EXERCISE DETAILS:
From the line containing "Recreate this image" through the line containing "import React from", retype each line exactly; include both end lines and nothing beyond them.

EXERCISE MATERIALS:

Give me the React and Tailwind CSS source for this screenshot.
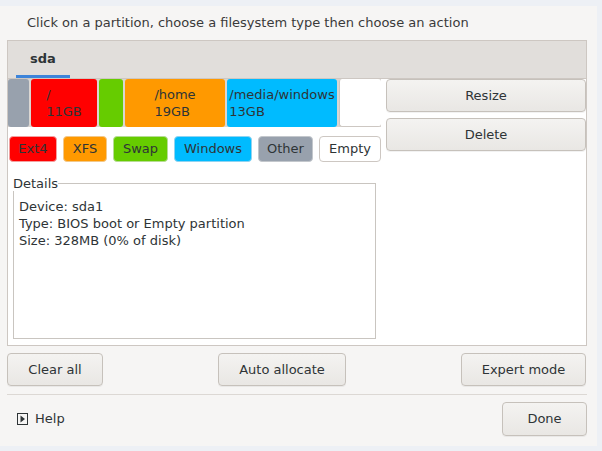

--

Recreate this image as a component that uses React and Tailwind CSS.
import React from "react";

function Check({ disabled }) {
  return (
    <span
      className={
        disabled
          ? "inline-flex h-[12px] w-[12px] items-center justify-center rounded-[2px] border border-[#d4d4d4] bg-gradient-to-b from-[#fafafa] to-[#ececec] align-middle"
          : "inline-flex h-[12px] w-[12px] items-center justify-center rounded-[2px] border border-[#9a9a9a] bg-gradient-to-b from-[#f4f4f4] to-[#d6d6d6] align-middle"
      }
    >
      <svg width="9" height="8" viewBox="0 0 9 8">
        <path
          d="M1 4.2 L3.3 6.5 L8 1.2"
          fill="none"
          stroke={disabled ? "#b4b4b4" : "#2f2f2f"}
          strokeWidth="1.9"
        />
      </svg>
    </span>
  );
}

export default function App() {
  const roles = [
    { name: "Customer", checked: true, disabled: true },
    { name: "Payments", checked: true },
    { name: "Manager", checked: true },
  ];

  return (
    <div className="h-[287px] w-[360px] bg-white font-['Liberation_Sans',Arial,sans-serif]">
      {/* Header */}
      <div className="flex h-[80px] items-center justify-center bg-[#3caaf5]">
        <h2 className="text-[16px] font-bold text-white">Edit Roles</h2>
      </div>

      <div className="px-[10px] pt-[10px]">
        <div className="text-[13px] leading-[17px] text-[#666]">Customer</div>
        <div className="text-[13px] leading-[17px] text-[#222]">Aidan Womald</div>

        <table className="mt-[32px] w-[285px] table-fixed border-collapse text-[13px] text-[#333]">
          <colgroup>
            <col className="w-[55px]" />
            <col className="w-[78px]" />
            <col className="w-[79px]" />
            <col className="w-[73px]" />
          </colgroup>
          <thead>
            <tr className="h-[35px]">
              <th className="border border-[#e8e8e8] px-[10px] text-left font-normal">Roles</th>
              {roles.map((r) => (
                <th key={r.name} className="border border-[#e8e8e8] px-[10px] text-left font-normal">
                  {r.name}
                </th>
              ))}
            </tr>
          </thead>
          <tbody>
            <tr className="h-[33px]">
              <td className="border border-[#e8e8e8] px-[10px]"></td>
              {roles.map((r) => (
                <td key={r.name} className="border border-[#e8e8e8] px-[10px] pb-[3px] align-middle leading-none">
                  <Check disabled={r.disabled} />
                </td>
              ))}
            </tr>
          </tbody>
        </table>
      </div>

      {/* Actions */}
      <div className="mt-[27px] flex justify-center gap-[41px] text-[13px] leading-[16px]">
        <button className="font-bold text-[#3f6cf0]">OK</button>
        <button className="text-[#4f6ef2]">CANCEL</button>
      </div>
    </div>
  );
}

WRITTEN RESPONSE:
Recreate this image as a component that uses React and Tailwind CSS.
import React from "react";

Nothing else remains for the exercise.